**Dataset extract**
>> Start

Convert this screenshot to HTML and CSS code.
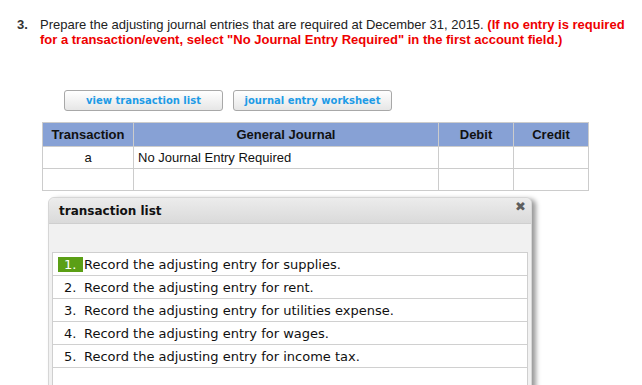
FILE: index.html
```html
<!DOCTYPE html>
<html lang="en">
<head>
<meta charset="UTF-8" />
<title>Adjusting entries</title>
<link rel="stylesheet" href="styles.css">
</head>
<body>
<div class="question">
  <span class="q-num">3.</span>
  <p class="q-text">Prepare the adjusting journal entries that are required at December 31, 2015. <strong class="warn">(If no entry is required for a transaction/event, select "No Journal Entry Required" in the first account field.)</strong></p>
</div>

<div class="actions">
  <button class="btn">view transaction list</button>
  <button class="btn">journal entry worksheet</button>
</div>

<table class="journal">
  <thead>
    <tr>
      <th class="col-tr">Transaction</th>
      <th class="col-gj">General Journal</th>
      <th class="col-amt">Debit</th>
      <th class="col-amt">Credit</th>
    </tr>
  </thead>
  <tbody>
    <tr>
      <td class="center">a</td>
      <td>No Journal Entry Required</td>
      <td></td>
      <td></td>
    </tr>
    <tr>
      <td></td>
      <td></td>
      <td></td>
      <td></td>
    </tr>
  </tbody>
</table>

<div class="dialog">
  <div class="dialog-title">
    <span>transaction list</span>
    <span class="close">&#x2716;</span>
  </div>
  <div class="dialog-body">
    <ol class="tx-list">
      <li><span class="num active">1.</span>Record the adjusting entry for supplies.</li>
      <li><span class="num">2.</span>Record the adjusting entry for rent.</li>
      <li><span class="num">3.</span>Record the adjusting entry for utilities expense.</li>
      <li><span class="num">4.</span>Record the adjusting entry for wages.</li>
      <li><span class="num">5.</span>Record the adjusting entry for income tax.</li>
      <li class="blank"></li>
    </ol>
  </div>
</div>
</body>
</html>
```

FILE: styles.css
```css
*, *::before, *::after {
  box-sizing: border-box;
}
html, body {
  height: 100%;
}
body {
  margin: 0;
  overflow: hidden;
  background: #fff;
  color: #111;
  font-family: "Liberation Sans", Arial, sans-serif;
  font-size: 13px;
}

/* Question */
.question {
  display: flex;
  padding: 17px 12px 0 17px;
}
.q-num {
  flex-shrink: 0;
  font-weight: 700;
  width: 23px;
  line-height: 15px;
  color: #333;
}
.q-text {
  margin: 0;
  line-height: 15px;
  color: #222;
}
.warn {
  color: #ee0000;
}

/* Buttons */
.actions {
  display: flex;
  gap: 10px;
  margin: 43px 0 0 64px;
}
.btn {
  width: 159px;
  height: 21px;
  padding: 0;
  border: 1px solid #a8a8a8;
  border-radius: 3px;
  background: linear-gradient(#ffffff, #e6e6e6);
  color: #1e9be6;
  font-family: "DejaVu Sans", Verdana, sans-serif;
  font-size: 10px;
  font-weight: 700;
}

/* Journal table */
.journal {
  margin: 11px 0 0 42px;
  width: 547px;
  border-collapse: collapse;
}
.journal th,
.journal td {
  border: 1px solid #cccccc;
  height: 22px;
  padding: 0 4px;
}
.journal th {
  height: 24px;
  background: #87a1d5;
  font-weight: 700;
  color: #111;
}
.col-tr { width: 91px; }
.col-amt { width: 75px; }
.center { text-align: center; }

/* Transaction list dialog */
.dialog {
  margin: 6px 0 0 48px;
  width: 484px;
  height: 260px;
  border: 1px solid #d6d6d6;
  border-radius: 6px 6px 0 0;
  background: #f1f1f1;
  box-shadow: 4px 2px 5px rgba(0, 0, 0, 0.4);
}
.dialog-title {
  display: flex;
  justify-content: space-between;
  align-items: center;
  height: 26px;
  padding: 0 5px 0 10px;
  border-bottom: 1px solid #cfcfcf;
  border-radius: 6px 6px 0 0;
  background: linear-gradient(#ececec, #dadada);
  font-family: "DejaVu Sans", Verdana, sans-serif;
  font-size: 12px;
  font-weight: 700;
  color: #111;
}
.close {
  color: #5e5e5e;
  font-size: 13px;
  margin-top: -8px;
}
.dialog-body {
  padding: 28px 3px 0 3px;
}
.tx-list {
  list-style: none;
  margin: 0;
  padding: 0;
  background: #fff;
  border: 1px solid #cfcfcf;
  font-family: "DejaVu Sans", Verdana, sans-serif;
  font-size: 13px;
  color: #111;
}
.tx-list li {
  display: flex;
  align-items: center;
  height: 23px;
  padding-left: 5px;
  border-bottom: 1px solid #d0d0d0;
}
.tx-list li.blank {
  height: 60px;
  border-bottom: none;
}
.num {
  width: 25px;
  padding-left: 6px;
  margin-right: 1px;
  line-height: 15px;
}
.num.active {
  background: #5b9f15;
  color: #fff;
}
```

>> End

**Written problem**
Working from the lines above, reproduce the material exactly and exclude its pictures.

**Solution for this exercise**
Convert this screenshot to HTML and CSS code.
FILE: index.html
```html
<!DOCTYPE html>
<html lang="en">
<head>
<meta charset="UTF-8" />
<title>Adjusting entries</title>
<link rel="stylesheet" href="styles.css">
</head>
<body>
<div class="question">
  <span class="q-num">3.</span>
  <p class="q-text">Prepare the adjusting journal entries that are required at December 31, 2015. <strong class="warn">(If no entry is required for a transaction/event, select "No Journal Entry Required" in the first account field.)</strong></p>
</div>

<div class="actions">
  <button class="btn">view transaction list</button>
  <button class="btn">journal entry worksheet</button>
</div>

<table class="journal">
  <thead>
    <tr>
      <th class="col-tr">Transaction</th>
      <th class="col-gj">General Journal</th>
      <th class="col-amt">Debit</th>
      <th class="col-amt">Credit</th>
    </tr>
  </thead>
  <tbody>
    <tr>
      <td class="center">a</td>
      <td>No Journal Entry Required</td>
      <td></td>
      <td></td>
    </tr>
    <tr>
      <td></td>
      <td></td>
      <td></td>
      <td></td>
    </tr>
  </tbody>
</table>

<div class="dialog">
  <div class="dialog-title">
    <span>transaction list</span>
    <span class="close">&#x2716;</span>
  </div>
  <div class="dialog-body">
    <ol class="tx-list">
      <li><span class="num active">1.</span>Record the adjusting entry for supplies.</li>
      <li><span class="num">2.</span>Record the adjusting entry for rent.</li>
      <li><span class="num">3.</span>Record the adjusting entry for utilities expense.</li>
      <li><span class="num">4.</span>Record the adjusting entry for wages.</li>
      <li><span class="num">5.</span>Record the adjusting entry for income tax.</li>
      <li class="blank"></li>
    </ol>
  </div>
</div>
</body>
</html>
```

FILE: styles.css
```css
*, *::before, *::after {
  box-sizing: border-box;
}
html, body {
  height: 100%;
}
body {
  margin: 0;
  overflow: hidden;
  background: #fff;
  color: #111;
  font-family: "Liberation Sans", Arial, sans-serif;
  font-size: 13px;
}

/* Question */
.question {
  display: flex;
  padding: 17px 12px 0 17px;
}
.q-num {
  flex-shrink: 0;
  font-weight: 700;
  width: 23px;
  line-height: 15px;
  color: #333;
}
.q-text {
  margin: 0;
  line-height: 15px;
  color: #222;
}
.warn {
  color: #ee0000;
}

/* Buttons */
.actions {
  display: flex;
  gap: 10px;
  margin: 43px 0 0 64px;
}
.btn {
  width: 159px;
  height: 21px;
  padding: 0;
  border: 1px solid #a8a8a8;
  border-radius: 3px;
  background: linear-gradient(#ffffff, #e6e6e6);
  color: #1e9be6;
  font-family: "DejaVu Sans", Verdana, sans-serif;
  font-size: 10px;
  font-weight: 700;
}

/* Journal table */
.journal {
  margin: 11px 0 0 42px;
  width: 547px;
  border-collapse: collapse;
}
.journal th,
.journal td {
  border: 1px solid #cccccc;
  height: 22px;
  padding: 0 4px;
}
.journal th {
  height: 24px;
  background: #87a1d5;
  font-weight: 700;
  color: #111;
}
.col-tr { width: 91px; }
.col-amt { width: 75px; }
.center { text-align: center; }

/* Transaction list dialog */
.dialog {
  margin: 6px 0 0 48px;
  width: 484px;
  height: 260px;
  border: 1px solid #d6d6d6;
  border-radius: 6px 6px 0 0;
  background: #f1f1f1;
  box-shadow: 4px 2px 5px rgba(0, 0, 0, 0.4);
}
.dialog-title {
  display: flex;
  justify-content: space-between;
  align-items: center;
  height: 26px;
  padding: 0 5px 0 10px;
  border-bottom: 1px solid #cfcfcf;
  border-radius: 6px 6px 0 0;
  background: linear-gradient(#ececec, #dadada);
  font-family: "DejaVu Sans", Verdana, sans-serif;
  font-size: 12px;
  font-weight: 700;
  color: #111;
}
.close {
  color: #5e5e5e;
  font-size: 13px;
  margin-top: -8px;
}
.dialog-body {
  padding: 28px 3px 0 3px;
}
.tx-list {
  list-style: none;
  margin: 0;
  padding: 0;
  background: #fff;
  border: 1px solid #cfcfcf;
  font-family: "DejaVu Sans", Verdana, sans-serif;
  font-size: 13px;
  color: #111;
}
.tx-list li {
  display: flex;
  align-items: center;
  height: 23px;
  padding-left: 5px;
  border-bottom: 1px solid #d0d0d0;
}
.tx-list li.blank {
  height: 60px;
  border-bottom: none;
}
.num {
  width: 25px;
  padding-left: 6px;
  margin-right: 1px;
  line-height: 15px;
}
.num.active {
  background: #5b9f15;
  color: #fff;
}
```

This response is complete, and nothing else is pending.